Une fin en pente douce

Lors de la 20e étape, sur ses routes d’entraînement, le Collectif Ultras Pinot (déjà lui) lui réserve un accueil monumental dans le col du Petit Ballon. Échappé, Thibaut Pinot y arrive seul en tête, pour un dernier frisson colossal, avant de se faire reprendre. La vague d’amour qu’il a suscitée lui revient en pleine face. Quelques milliers de personnes transforment ces lacets alsaciens en stade de foot, sous les yeux d’Humbert : "On avait des gens de toutes les tribunes de France, qui venaient reprendre des chants de tous les clubs, mais réécrits pour Pinot. Des Marseillais qui chantent des airs du PSG, des Stéphanois qui chantent avec des Lyonnais…"

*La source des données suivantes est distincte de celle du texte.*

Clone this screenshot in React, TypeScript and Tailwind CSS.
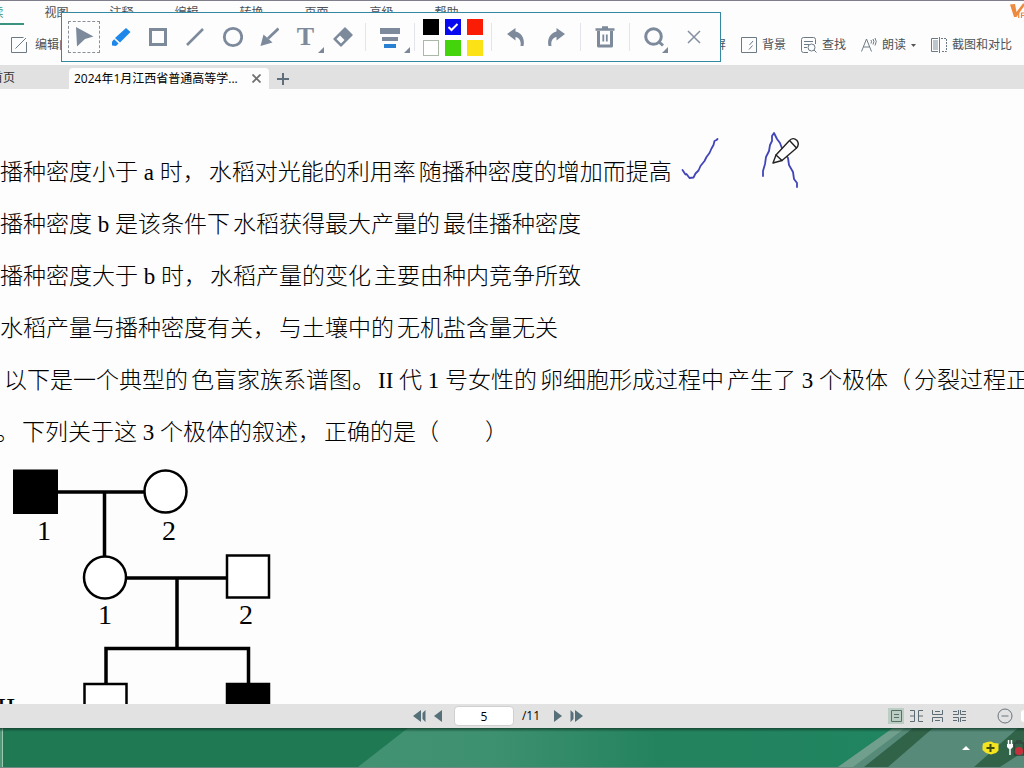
import type { ReactNode } from "react";
import clsx from "clsx";

const menus = ["阅读", "视图", "注释", "编辑", "转换", "页面", "高级", "帮助"];

const colors = [
  { name: "black", className: "bg-black" },
  { name: "blue", className: "bg-[#0808f0]" },
  { name: "red", className: "bg-[#fb1c06]" },
  { name: "white", className: "border border-[#a9b8a9] bg-white" },
  { name: "green", className: "bg-[#43d40b]" },
  { name: "yellow", className: "bg-[#fbe216]" },
];

const lines = [
  ["播种密度小于 a 时，", "水稻对光能的利用率", "随播种密度的增加而提高"],
  ["播种密度 b 是该条件下", "水稻获得最大产量的", "最佳播种密度"],
  ["播种密度大于 b 时，", "水稻产量的变化", "主要由种内竞争所致"],
  ["水稻产量与播种密度有关，", "与土壤中的", "无机盐含量无关"],
  ["以下是一个典型的", "色盲家族系谱图。", "II 代 1 号女性的", "卵细胞形成过程中", "产生了 3 个极体（", "分裂过程正常"],
  ["。", "下列关于这 3 个极体的叙述，", "正确的是（　　）"],
];

function ToolButton({ label, wide, corner, children }: { label: string; wide?: boolean; corner?: boolean; children: ReactNode }) {
  return (
    <button type="button" aria-label={label} className={clsx("relative flex h-full items-center justify-center", wide ? "w-10" : "w-[37px]")}>
      {children}
      {corner ? (
        <svg className="absolute right-0 bottom-2 size-[6px]" viewBox="0 0 6 6" aria-hidden="true">
          <path d="M6 0v6H0z" fill="#7c8797" />
        </svg>
      ) : null}
    </button>
  );
}

function Divider() {
  return <span className="mx-1 h-7 w-px shrink-0 bg-[#e3e5ea]" />;
}

function DrawingToolbar() {
  return (
    <div role="toolbar" aria-label="画笔" className="absolute top-3 left-[61px] z-10 flex h-[50px] items-center border border-[#3389a3] bg-[#fdfdfe] pr-[6px] pl-[3px] text-[#7c8a9b]">
      <ToolButton label="选择">
        <span className="flex size-8 items-center justify-center border border-dashed border-[#8b8f96]">
          <svg className="size-5" viewBox="0 0 20 20" aria-hidden="true">
            <path d="M2 0 19.500 9.500 11 12 3 19.500z" fill="currentColor" />
          </svg>
        </span>
      </ToolButton>
      <ToolButton label="画笔">
        <svg className="size-5" viewBox="0 0 20 20" fill="#1e87ea" aria-hidden="true">
          <path d="M15 1 19.500 5 9 15.500 4 11z" />
          <path d="M3.200 12.300 7.500 16.500 5 19 1 18.500V14.500z" />
        </svg>
      </ToolButton>
      <ToolButton label="矩形">
        <svg className="size-5" viewBox="0 0 20 20" fill="none" stroke="currentColor" strokeWidth="3" aria-hidden="true">
          <path d="M2.500 2.500h15v15h-15z" />
        </svg>
      </ToolButton>
      <ToolButton label="直线">
        <svg className="size-5" viewBox="0 0 20 20" fill="none" stroke="currentColor" strokeWidth="2.500" aria-hidden="true">
          <path d="M2 18 18 2" />
        </svg>
      </ToolButton>
      <ToolButton label="圆形">
        <svg className="size-[22px]" viewBox="0 0 22 22" fill="none" stroke="currentColor" strokeWidth="2.800" aria-hidden="true">
          <circle cx="12" cy="11" r="8.700" />
        </svg>
      </ToolButton>
      <ToolButton label="箭头">
        <svg className="size-5" viewBox="0 0 20 20" aria-hidden="true">
          <path d="M19.500 1.500 9 11.500" stroke="currentColor" strokeWidth="2.800" />
          <path d="M1.500 19 4.500 7.500 13.500 15.500z" fill="currentColor" />
        </svg>
      </ToolButton>
      <ToolButton label="文字" corner>
        <span className="font-['Liberation_Serif',serif] text-[26px] leading-none font-bold">T</span>
      </ToolButton>
      <ToolButton label="橡皮擦">
        <svg className="size-[22px]" viewBox="0 0 22 22" aria-hidden="true">
          <path d="M13 2 20 9 9 20 2 13z" fill="currentColor" stroke="currentColor" strokeWidth="1.500" strokeLinejoin="round" />
          <path d="M8 9.500 12.500 14 9 17.500 4.500 13z" fill="#fff" />
        </svg>
      </ToolButton>
      <Divider />
      <ToolButton label="线宽" wide corner>
        <svg className="size-[22px]" viewBox="0 0 22 22" aria-hidden="true">
          <path d="M1 2h20v6H1zM3 11h16v4H3z" fill="currentColor" />
          <path d="M5 18h12v4H5z" fill="#2a80d2" />
        </svg>
      </ToolButton>
      <Divider />
      <div className="grid grid-cols-3 gap-x-[6px] gap-y-[5px] px-1">
        {colors.map((color) => (
          <button key={color.name} type="button" aria-label={color.name} className={clsx("size-4", color.className)}>
            {color.name === "blue" ? (
              <svg viewBox="0 0 16 16" fill="none" stroke="#fff" strokeWidth="2" aria-hidden="true">
                <path d="m3.500 8 3 3 6-6" />
              </svg>
            ) : null}
          </button>
        ))}
      </div>
      <Divider />
      <ToolButton label="撤销" wide>
        <svg className="size-5" viewBox="0 0 20 20" fill="currentColor" aria-hidden="true">
          <path d="M1 7 9.500 1v3.500C16 6 19 12 17.500 19h-3C15.500 14 13 10.500 9.500 10v3.500z" />
        </svg>
      </ToolButton>
      <ToolButton label="重做" wide>
        <svg className="size-5" viewBox="0 0 20 20" fill="currentColor" aria-hidden="true">
          <path d="M19 7 10.500 1v3.500C4 6 1 12 2.500 19h3C4.500 14 7 10.500 10.500 10v3.500z" />
        </svg>
      </ToolButton>
      <Divider />
      <ToolButton label="删除" wide>
        <svg className="size-[22px]" viewBox="0 0 22 22" fill="none" stroke="currentColor" aria-hidden="true">
          <path d="M1.500 3.500h19M8 1.500h6" strokeWidth="2.500" />
          <path d="M4.500 5v15h13V5" strokeWidth="3" strokeLinejoin="round" />
          <path d="M9.300 8.500v7M12.800 8.500v7" strokeWidth="1.800" />
        </svg>
      </ToolButton>
      <Divider />
      <ToolButton label="放大镜" wide>
        <svg className="size-[22px]" viewBox="0 0 22 22" fill="none" stroke="currentColor" strokeWidth="3" aria-hidden="true">
          <circle cx="10.500" cy="10.500" r="7.800" />
          <path d="m15.500 15.500 4.500 4" />
        </svg>
        <svg className="absolute right-[6px] bottom-2 size-[6px]" viewBox="0 0 6 6" aria-hidden="true">
          <path d="M6 0v6H0z" fill="#7c8797" />
        </svg>
      </ToolButton>
      <ToolButton label="关闭" wide>
        <svg className="size-[14px]" viewBox="0 0 14 14" fill="none" stroke="#8290a0" strokeWidth="1.500" aria-hidden="true">
          <path d="m1 1 12 12M13 1 1 13" />
        </svg>
      </ToolButton>
    </div>
  );
}

function RibbonButton({ label, icon, caret, roomy }: { label: string; icon?: ReactNode; caret?: boolean; roomy?: boolean }) {
  return (
    <button type="button" className={clsx("flex shrink-0 items-center whitespace-nowrap", roomy ? "gap-2" : "gap-[5px]")}>
      {icon ? (
        <svg className="size-4" viewBox="0 0 16 16" fill="none" stroke="#6c7a86" aria-hidden="true">
          {icon}
        </svg>
      ) : null}
      {label}
      {caret ? (
        <svg className="h-[3px] w-[5px]" viewBox="0 0 5 3" aria-hidden="true">
          <path d="M0 0h5L2.500 3z" fill="#555" />
        </svg>
      ) : null}
    </button>
  );
}

function Header() {
  return (
    <header className="border-t border-[#7f7f8b] bg-[#fdfdfd] text-[#4b5157]">
      <div className="flex h-[24px] items-stretch justify-between overflow-hidden">
        <nav className="-ml-[41px] flex">
          {menus.map((menu, index) => (
            <button key={menu} type="button" className={clsx("w-[65px] border-b-2 pt-[2px] leading-5", index === 0 ? "border-[#3a9480] text-[#3a9480]" : "border-transparent")}>
              {menu}
            </button>
          ))}
        </nav>
        <svg className="h-[20px] w-[14px]" viewBox="0 0 14 20" aria-label="VIP">
          <path d="M0 3.500 5 3l1.500 8L13 2.500h3L6.500 16H4z" fill="#ee8a3e" />
          <path d="M8.700 11.500V17M11.500 17v-5H15v2.500h-3" fill="none" stroke="#ee8a3e" strokeWidth="1.200" />
        </svg>
      </div>
      <div className="flex h-10 items-center justify-between pr-3 pl-[11px]">
        <RibbonButton label="编辑内容" roomy icon={<path d="M12.500.500H.500v15h15V5M4.500 11.500 15 1" />} />
        <div className="flex items-center gap-[15px]">
          <RibbonButton label="全屏" />
          <RibbonButton label="背景" icon={<path d="M.500.500h15v15H.500zM8.500 8l3.500-4M8 12.500l3.500-4" />} />
          <RibbonButton
            label="查找"
            icon={
              <>
                <path d="M7 15.500H2.500q-2 0-2-2v-11q0-2 2-2h10q2 0 2 2V7M3 4.500h9M3 7.500h5M3 10.500h3" />
                <circle cx="10.500" cy="10.500" r="3.500" />
                <path d="m13 13 2.500 2.500" />
              </>
            }
          />
          <RibbonButton
            label="朗读"
            caret
            icon={<path d="M.500 14.500 5.500 2l5 12.500M2.500 10h6M10 3q1 1.500 0 3.500M12 2q1.800 2.500 0 5.500M14 1q2.500 3.500 0 7.500" />}
          />
          <RibbonButton
            label="截图和对比"
            icon={
              <>
                <path d="M2 3h5v10H2z" fill="#bcc6cb" stroke="none" />
                <path d="M7 1.500H.500v13H7M8.500 0v16" />
                <path d="M10 1.500h5.500v13H10" strokeDasharray="2 1" />
              </>
            }
          />
        </div>
      </div>
    </header>
  );
}

function Tabs() {
  return (
    <div className="flex h-6 items-end bg-[#e1e1e1] text-[#333]">
      <button type="button" className="-ml-[9px] h-full w-[78px] pt-px text-left">
        首页
      </button>
      <div className="flex h-[21px] w-[200px] items-center justify-between rounded-t-sm bg-[#fdfdfd] pr-2 pl-[5px] text-black">
        <a href="#document" className="truncate leading-[18px]">
          2024年1月江西省普通高等学...
        </a>
        <button type="button" aria-label="关闭标签">
          <svg className="size-[9px]" viewBox="0 0 9 9" fill="none" stroke="#707070" strokeWidth="1.800" aria-hidden="true">
            <path d="m.500.500 8 8M8.500.500l-8 8" />
          </svg>
        </button>
      </div>
      <button type="button" aria-label="新建标签" className="flex h-[21px] items-center px-2">
        <svg className="size-3" viewBox="0 0 12 12" fill="none" stroke="#5f6f7c" strokeWidth="2" aria-hidden="true">
          <path d="M6 0v12M0 6h12" />
        </svg>
      </button>
    </div>
  );
}

function Ink() {
  return (
    <svg className="absolute top-10 left-[680px] h-[60px] w-[120px]" viewBox="0 0 120 60" fill="none" strokeLinecap="round" strokeLinejoin="round" aria-hidden="true">
      <g stroke="#4145b8" strokeWidth="1.800">
        <path d="m2.500 41 3 4.500 1-.500 3 4 4-.500 2-4 3-3 2-4.500 4-5 2-4 3-4 2-4.500 2-3.500 1-4 2-1 1-1" />
        <path d="m83 47 0-5 2-7 1-7 3-6 1-6 2-4 0-5 2-3 3 6 3 4 3 8 5 7 1 7 4 7 1 7 3 4 0 4" />
      </g>
      <g stroke="#222" strokeWidth="1.400" fill="#fdfdfd">
        <path d="m96 26 13-14q4-4.500 8-.500 3 4-1 8L102 31.500 93 34z" />
        <path d="m96 26 6 5.500M110 12l6.500 7" />
      </g>
    </svg>
  );
}

function Pedigree() {
  return (
    <svg className="block h-[280px] w-[290px]" viewBox="0 459 290 280" fill="none" stroke="#000" strokeWidth="3" aria-label="色盲家族系谱图">
      <path d="M14 470.500h43v42.500H14z" fill="#000" strokeWidth="2" />
      <path d="M57 492h88M104.500 492v64M127 578h100M177 578v70M106 683v-34.500h142.500V683" strokeWidth="3.500" />
      <g strokeWidth="2.500">
        <circle cx="165.500" cy="491.500" r="21" fill="#fff" />
        <circle cx="105" cy="577.500" r="21" fill="#fff" />
        <path d="M227 555.500h42v42h-42zM84.500 684h42v42h-42z" fill="#fff" />
        <path d="M227 684h42v42h-42z" fill="#000" />
      </g>
      <g className="font-['Liberation_Serif',serif] text-[28px]" fill="#000" stroke="none" textAnchor="middle">
        <text x="44" y="540">1</text>
        <text x="169" y="540">2</text>
        <text x="105" y="624">1</text>
        <text x="246" y="624">2</text>
        <text x="6" y="717">II</text>
      </g>
    </svg>
  );
}

function PageNav() {
  return (
    <footer className="flex h-6 shrink-0 items-center bg-[#e2e2e2] text-black">
      <div className="flex-1" />
      <div className="flex items-center">
        <button type="button" aria-label="首页">
          <svg className="h-3 w-[13px]" viewBox="0 0 13 12" fill="#56707a" aria-hidden="true">
            <path d="M8 0v12L0 6zM12.500 0v12l-3-3V3z" />
          </svg>
        </button>
        <button type="button" aria-label="上一页" className="ml-2">
          <svg className="h-3 w-2" viewBox="0 0 8 12" fill="#56707a" aria-hidden="true">
            <path d="M8 0v12L0 6z" />
          </svg>
        </button>
        <input aria-label="页码" defaultValue="5" className="ml-3 h-5 w-[60px] rounded-sm border border-[#cfcfcf] bg-white text-center" />
        <span className="ml-2">/11</span>
        <button type="button" aria-label="下一页" className="ml-[14px]">
          <svg className="h-3 w-2" viewBox="0 0 8 12" fill="#56707a" aria-hidden="true">
            <path d="M0 0v12l8-6z" />
          </svg>
        </button>
        <button type="button" aria-label="末页" className="ml-2">
          <svg className="h-3 w-[13px]" viewBox="0 0 13 12" fill="#56707a" aria-hidden="true">
            <path d="M5 0v12l8-6zM.500 0v12l3-3V3z" />
          </svg>
        </button>
      </div>
      <div className="flex flex-1 items-center justify-end pl-7">
        <button type="button" aria-label="单页" className="mr-[6px] flex size-4 items-center justify-center bg-[#bccdc4]">
          <svg className="h-3 w-[11px]" viewBox="0 0 11 12" fill="none" stroke="#557268" aria-hidden="true">
            <path d="M.500.500h10v11H.500zM3 4.500h5M3 7.500h5" />
          </svg>
        </button>
        <button type="button" aria-label="双页" className="mr-[9px]">
          <svg className="h-3 w-[13px]" viewBox="0 0 13 12" fill="none" stroke="#5d6c74" aria-hidden="true">
            <path d="M0 .500h4.500v11H0M13 .500H8.500v11H13M0 6h4M9 6h4" />
          </svg>
        </button>
        <button type="button" aria-label="连续" className="mr-[10px]">
          <svg className="h-3 w-[11px]" viewBox="0 0 11 12" fill="none" stroke="#5d6c74" aria-hidden="true">
            <path d="M.500 0v4.500h10V0M.500 12V7.500h10V12M3 1.500h5M3 10.500h5" />
          </svg>
        </button>
        <button type="button" aria-label="双页连续" className="mr-[31px]">
          <svg className="h-3 w-[13px]" viewBox="0 0 13 12" fill="none" stroke="#5d6c74" aria-hidden="true">
            <path d="M0 4.500h5.500V0M7.500 0v4.500H13M0 7.500h5.500V12M7.500 12V7.500H13M0 1.500h4M9 1.500h4M0 10.500h4M9 10.500h4" />
          </svg>
        </button>
        <button type="button" aria-label="缩小" className="mr-2">
          <svg className="size-4" viewBox="0 0 16 16" fill="none" stroke="#68757b" aria-hidden="true">
            <circle cx="8" cy="8" r="7" />
            <path d="M4.500 8h7" />
          </svg>
        </button>
        <span className="h-3 w-[3px] rounded-l-full bg-white" />
      </div>
    </footer>
  );
}

function Taskbar() {
  return (
    <div className="relative flex h-10 shrink-0 items-center justify-end overflow-hidden border-b border-[#6f8a80] bg-[#1f7a54]">
      <svg className="absolute inset-0 size-full" viewBox="0 0 1024 40" preserveAspectRatio="none" aria-hidden="true">
        <defs>
          <linearGradient id="sheen">
            <stop offset="0" stopColor="#439373" />
            <stop offset=".25" stopColor="#3d9070" />
            <stop offset=".55" stopColor="#24835f" />
            <stop offset="1" stopColor="#1f8560" />
          </linearGradient>
          <linearGradient id="shade" x2="0" y2="1">
            <stop offset="0" stopColor="#123b2a" stopOpacity=".8" />
            <stop offset="1" stopColor="#123b2a" stopOpacity="0" />
          </linearGradient>
        </defs>
        <path d="M408 0H900L845 40H358z" fill="url(#sheen)" />
        <path d="M893 0H1024V40H838z" fill="#578a79" />
        <path d="M893 0h12L853 40H838z" fill="#70a08d" />
        <path d="M913 0h20L888 40H864zM1018 0h6v24L1000 40H974z" fill="#316348" />
        <path d="M0 0h2v40H0z" fill="#4f9877" />
        <path d="M2.500 0v40" stroke="#9cc9b3" />
        <path d="M0 0h1024v4H0z" fill="url(#shade)" />
      </svg>
      <div className="relative flex items-center pt-px">
        <button type="button" aria-label="显示隐藏的图标" className="mr-3">
          <svg className="h-1 w-2" viewBox="0 0 8 4" fill="#fff" aria-hidden="true">
            <path d="M4 0 8 4H0z" />
          </svg>
        </button>
        <svg className="mr-2 h-[14px] w-[17px]" viewBox="0 0 17 14" aria-hidden="true">
          <path d="M1 2.500 5 1l4-.500 3 1.500 4.500.500v7L14 12l-5 1.500-5-1.500L.500 9V5z" fill="#f3e321" />
          <path d="M8.500 3v8M4.500 7h8" stroke="#3d4a10" strokeWidth="2" />
        </svg>
        <svg className="h-4 w-[17px]" viewBox="0 0 17 16" fill="none" aria-hidden="true">
          <path d="M7.500 3h9v12h-9zM10 1h4v2h-4z" stroke="#31473d" strokeWidth="1.500" />
          <path d="M1.500 0v4M4.500 0v4M3 8v7" stroke="#fff" strokeWidth="1.500" />
          <path d="M0 4h6v3L4 9H2L0 7z" fill="#fff" />
          <circle cx="12" cy="11" r="4" fill="#c5313a" />
        </svg>
      </div>
    </div>
  );
}

export default function App() {
  return (
    <div className="relative flex h-screen flex-col overflow-hidden bg-[#fdfdfd] font-['Open_Sans','Noto_Sans_CJK_SC',sans-serif] text-xs">
      <Header />
      <DrawingToolbar />
      <Tabs />
      <main id="document" className="relative min-h-0 flex-1 overflow-hidden pt-[58px]">
        <div className="font-['Liberation_Serif','Noto_Sans_CJK_SC',serif] text-[23px] leading-[52px] font-light text-black">
          {lines.map((line, index) => (
            <p key={line[0]} className={clsx("flex gap-[3px] whitespace-nowrap", index === 4 && "pl-1", index === 5 && "-ml-1")}>
              {line.map((phrase) => (
                <span key={phrase}>{phrase}</span>
              ))}
            </p>
          ))}
        </div>
        <Pedigree />
        <Ink />
      </main>
      <PageNav />
      <Taskbar />
    </div>
  );
}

Le peuple de la Grande Boucle salue ainsi son héros, qu’il n’aura jamais vu en jaune, mais qui aura laissé une empreinte plus grande que nombre de porteurs de la précieuse tunique. Encore un point commun avec "Poupou". Le véritable jubilé, toutefois, aura lieu ce samedi 7 octobre sur les routes de la Lombardie. De l’aveu même de son manager, Thibaut Pinot n’aura, aujourd’hui, pour mission que de profiter du moment, et de le fêter comme il se doit. Le futur ? Personne ne le connaît vraiment. "Thibaut directeur sportif ? Sûrement pas. Il reviendra peut-être un jour, mais pas tout de suite en tout cas", tranche Marc Madiot

Seule certitude : celui qui n’apprécie rien tant que les barbecues au bord de son étang devrait vite rentrer dans sa ferme de Mélisey, au milieu de sa basse-cour et des matchs de foot entre copains. Cet été, il a toutefois fait une promesse au Virage Pinot, révèle Humbert : "Thibaut a dit que le virage ne mourra pas. On ne sait pas trop ce qu’il entend par là, mais on verra". En attendant, le Franc-Comtois aura tout le temps d’aller actualiser son tatouage sur l’avant-bras qui clame, en italien, que "Seule la victoire est belle". Après tout, Thibaut Pinot a prouvé le contraire pendant treize ans.